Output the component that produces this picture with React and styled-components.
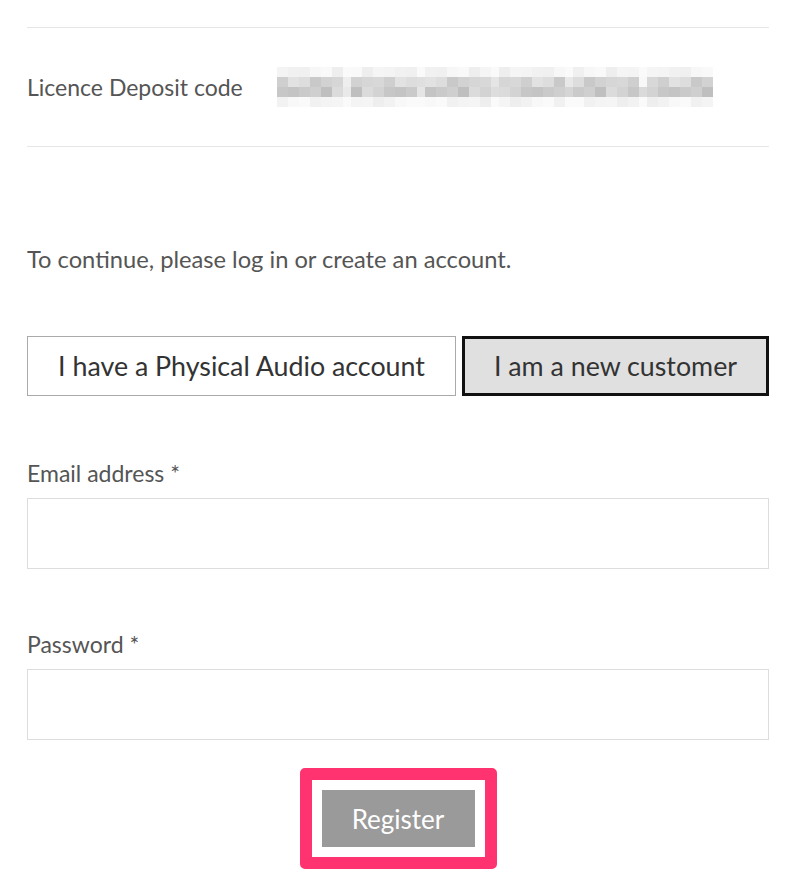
import React from "react";
import styled, { createGlobalStyle } from "styled-components";

const GlobalStyle = createGlobalStyle`
  html, body {
    margin: 0;
    padding: 0;
    background: #fff;
  }
  body {
    font-family: Lato, "Liberation Sans", sans-serif;
    color: #555;
  }
`;

const Page = styled.div`
  width: 742px;
  padding: 27px 0 0 27px;
`;

const Rule = styled.div`
  height: 1px;
  background: #e6e6e6;
`;

const CodeRow = styled.div`
  display: flex;
  align-items: center;
  height: 118px;
`;

const CodeLabel = styled.div`
  width: 250px;
  font-size: 23px;
  color: #555;
`;

const Intro = styled.p`
  margin: 97px 0 0;
  font-size: 23.7px;
  line-height: 30px;
`;

const Tabs = styled.div`
  display: flex;
  gap: 6px;
  margin-top: 62px;
`;

const Tab = styled.button`
  height: 60px;
  box-sizing: border-box;
  flex: ${p => (p.$wide ? "0 0 429px" : "1 1 auto")};
  font-family: inherit;
  font-size: 26.8px;
  color: #333;
  background: ${p => (p.$active ? "#e0e0e0" : "#fff")};
  border: ${p => (p.$active ? "3px solid #111" : "1px solid #aaa")};
  border-radius: 0;
  padding: 0;
  cursor: pointer;
`;

const Field = styled.div`
  margin-top: ${p => p.$top}px;
`;

const Label = styled.label`
  display: block;
  font-size: 23px;
  line-height: 30px;
  margin-bottom: 10px;
`;

const Input = styled.input`
  display: block;
  width: 100%;
  height: 71px;
  box-sizing: border-box;
  border: 1px solid #ddd;
  background: #fff;
  outline: none;
`;

const Actions = styled.div`
  display: flex;
  justify-content: center;
  margin-top: 28px;
`;

const Highlight = styled.div`
  border: 12px solid #ff3370;
  border-radius: 5px;
  padding: 10px;
`;

const Submit = styled.button`
  width: 153px;
  height: 57px;
  display: block;
  border: none;
  background: #9a9a9a;
  color: #fff;
  font-family: inherit;
  font-size: 26px;
  padding: 0;
`;

const shades = [
  [0xf4, 0xee, 0xf7, 0xf1, 0xf5, 0xf9, 0xf0],
  [0xd2, 0xdd, 0xcf, 0xd6, 0xc9, 0xe2, 0xd8],
  [0xc4, 0xd3, 0xbf, 0xca, 0xc7, 0xdb, 0xcf],
  [0xf5, 0xf1, 0xf8, 0xee, 0xf4, 0xfa, 0xf2],
];

const BlurredCode = () => {
  const cells = [];
  for (let g = 0; g < 6; g++) {
    for (let c = 0; c < 7; c++) {
      for (let r = 0; r < 4; r++) {
        const edge = c === 6;
        const base = shades[r][(c * 3 + g * 5 + r * 2) % 7];
        const v = edge ? Math.min(250, base + 22) : base;
        cells.push(
          <rect
            key={`${g}-${c}-${r}`}
            x={g * 74 + c * 11}
            y={r * 10}
            width={11}
            height={10}
            fill={`rgb(${v},${v},${v})`}
          />
        );
      }
    }
  }
  return (
    <svg width="436" height="40" viewBox="0 0 436 40">
      {cells}
    </svg>
  );
};

const App = () => (
  <>
    <GlobalStyle />
    <Page>
      <Rule />
      <CodeRow>
        <CodeLabel>Licence Deposit code</CodeLabel>
        <BlurredCode />
      </CodeRow>
      <Rule />
      <Intro>To continue, please log in or create an account.</Intro>
      <Tabs>
        <Tab $wide>I have a Physical Audio account</Tab>
        <Tab $active>I am a new customer</Tab>
      </Tabs>
      <Field $top={62}>
        <Label>Email address *</Label>
        <Input type="email" />
      </Field>
      <Field $top={60}>
        <Label>Password *</Label>
        <Input type="password" />
      </Field>
      <Actions>
        <Highlight>
          <Submit>Register</Submit>
        </Highlight>
      </Actions>
    </Page>
  </>
);

export default App;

++++++++++++++++++++

**Problem statement:** Reproduce every line of the material precisely, omitting its pictures.

**Result:**
Output the component that produces this picture with React and styled-components.
import React from "react";
import styled, { createGlobalStyle } from "styled-components";

const GlobalStyle = createGlobalStyle`
  html, body {
    margin: 0;
    padding: 0;
    background: #fff;
  }
  body {
    font-family: Lato, "Liberation Sans", sans-serif;
    color: #555;
  }
`;

const Page = styled.div`
  width: 742px;
  padding: 27px 0 0 27px;
`;

const Rule = styled.div`
  height: 1px;
  background: #e6e6e6;
`;

const CodeRow = styled.div`
  display: flex;
  align-items: center;
  height: 118px;
`;

const CodeLabel = styled.div`
  width: 250px;
  font-size: 23px;
  color: #555;
`;

const Intro = styled.p`
  margin: 97px 0 0;
  font-size: 23.7px;
  line-height: 30px;
`;

const Tabs = styled.div`
  display: flex;
  gap: 6px;
  margin-top: 62px;
`;

const Tab = styled.button`
  height: 60px;
  box-sizing: border-box;
  flex: ${p => (p.$wide ? "0 0 429px" : "1 1 auto")};
  font-family: inherit;
  font-size: 26.8px;
  color: #333;
  background: ${p => (p.$active ? "#e0e0e0" : "#fff")};
  border: ${p => (p.$active ? "3px solid #111" : "1px solid #aaa")};
  border-radius: 0;
  padding: 0;
  cursor: pointer;
`;

const Field = styled.div`
  margin-top: ${p => p.$top}px;
`;

const Label = styled.label`
  display: block;
  font-size: 23px;
  line-height: 30px;
  margin-bottom: 10px;
`;

const Input = styled.input`
  display: block;
  width: 100%;
  height: 71px;
  box-sizing: border-box;
  border: 1px solid #ddd;
  background: #fff;
  outline: none;
`;

const Actions = styled.div`
  display: flex;
  justify-content: center;
  margin-top: 28px;
`;

const Highlight = styled.div`
  border: 12px solid #ff3370;
  border-radius: 5px;
  padding: 10px;
`;

const Submit = styled.button`
  width: 153px;
  height: 57px;
  display: block;
  border: none;
  background: #9a9a9a;
  color: #fff;
  font-family: inherit;
  font-size: 26px;
  padding: 0;
`;

const shades = [
  [0xf4, 0xee, 0xf7, 0xf1, 0xf5, 0xf9, 0xf0],
  [0xd2, 0xdd, 0xcf, 0xd6, 0xc9, 0xe2, 0xd8],
  [0xc4, 0xd3, 0xbf, 0xca, 0xc7, 0xdb, 0xcf],
  [0xf5, 0xf1, 0xf8, 0xee, 0xf4, 0xfa, 0xf2],
];

const BlurredCode = () => {
  const cells = [];
  for (let g = 0; g < 6; g++) {
    for (let c = 0; c < 7; c++) {
      for (let r = 0; r < 4; r++) {
        const edge = c === 6;
        const base = shades[r][(c * 3 + g * 5 + r * 2) % 7];
        const v = edge ? Math.min(250, base + 22) : base;
        cells.push(
          <rect
            key={`${g}-${c}-${r}`}
            x={g * 74 + c * 11}
            y={r * 10}
            width={11}
            height={10}
            fill={`rgb(${v},${v},${v})`}
          />
        );
      }
    }
  }
  return (
    <svg width="436" height="40" viewBox="0 0 436 40">
      {cells}
    </svg>
  );
};

const App = () => (
  <>
    <GlobalStyle />
    <Page>
      <Rule />
      <CodeRow>
        <CodeLabel>Licence Deposit code</CodeLabel>
        <BlurredCode />
      </CodeRow>
      <Rule />
      <Intro>To continue, please log in or create an account.</Intro>
      <Tabs>
        <Tab $wide>I have a Physical Audio account</Tab>
        <Tab $active>I am a new customer</Tab>
      </Tabs>
      <Field $top={62}>
        <Label>Email address *</Label>
        <Input type="email" />
      </Field>
      <Field $top={60}>
        <Label>Password *</Label>
        <Input type="password" />
      </Field>
      <Actions>
        <Highlight>
          <Submit>Register</Submit>
        </Highlight>
      </Actions>
    </Page>
  </>
);

export default App;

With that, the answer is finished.